In 1991, the Isle of Man's currency situation was defined by its unique constitutional position as a British Crown Dependency, which granted it autonomy in issuing its own money while maintaining a close link to the United Kingdom. The island's government, through the Isle of Man Treasury, issued its own distinct banknotes and coins, known as Manx pounds. These notes, featuring local landmarks and historical figures, were legal tender on the island but, crucially, were not automatically accepted elsewhere. Their value was pegged at par with sterling, meaning one Manx pound equaled one pound sterling, a relationship underpinned by the island's substantial reserves of UK currency and gilts held in its Currency Fund.
This system presented a practical duality for residents and businesses. While Manx currency circulated locally, UK sterling notes and coins were also universally accepted on the island, creating a de facto dual circulation. However, the reverse was not true; Manx notes were often refused by businesses in the UK, requiring travelers to exchange them at banks. This occasionally caused minor inconvenience but was generally accepted as a feature of the island's semi-independent status. The stability of the peg was never in serious doubt, as the Isle of Man's economy was robust and its fiscal reserves were strong, ensuring full confidence in the currency's parity.

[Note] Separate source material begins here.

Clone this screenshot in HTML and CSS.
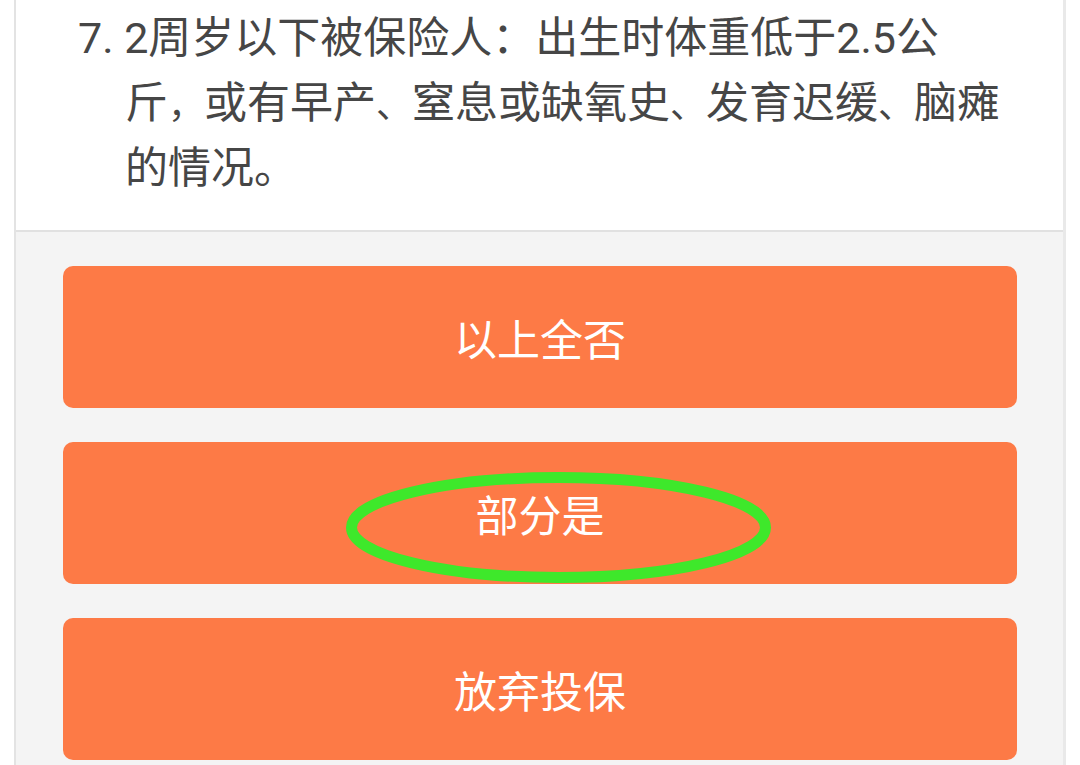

The year 1991 fell within a period of monetary stability for the island, following the significant modernization of its coinage in the 1970s and 1980s. There were no major currency crises or reforms that year; instead, the situation reflected a settled and functional system. The key theme was one of managed dependency: the Isle of Man exercised its right to a symbolic national currency, while its economic reality remained firmly anchored to the British sterling zone, a arrangement that balanced political identity with economic pragmatism.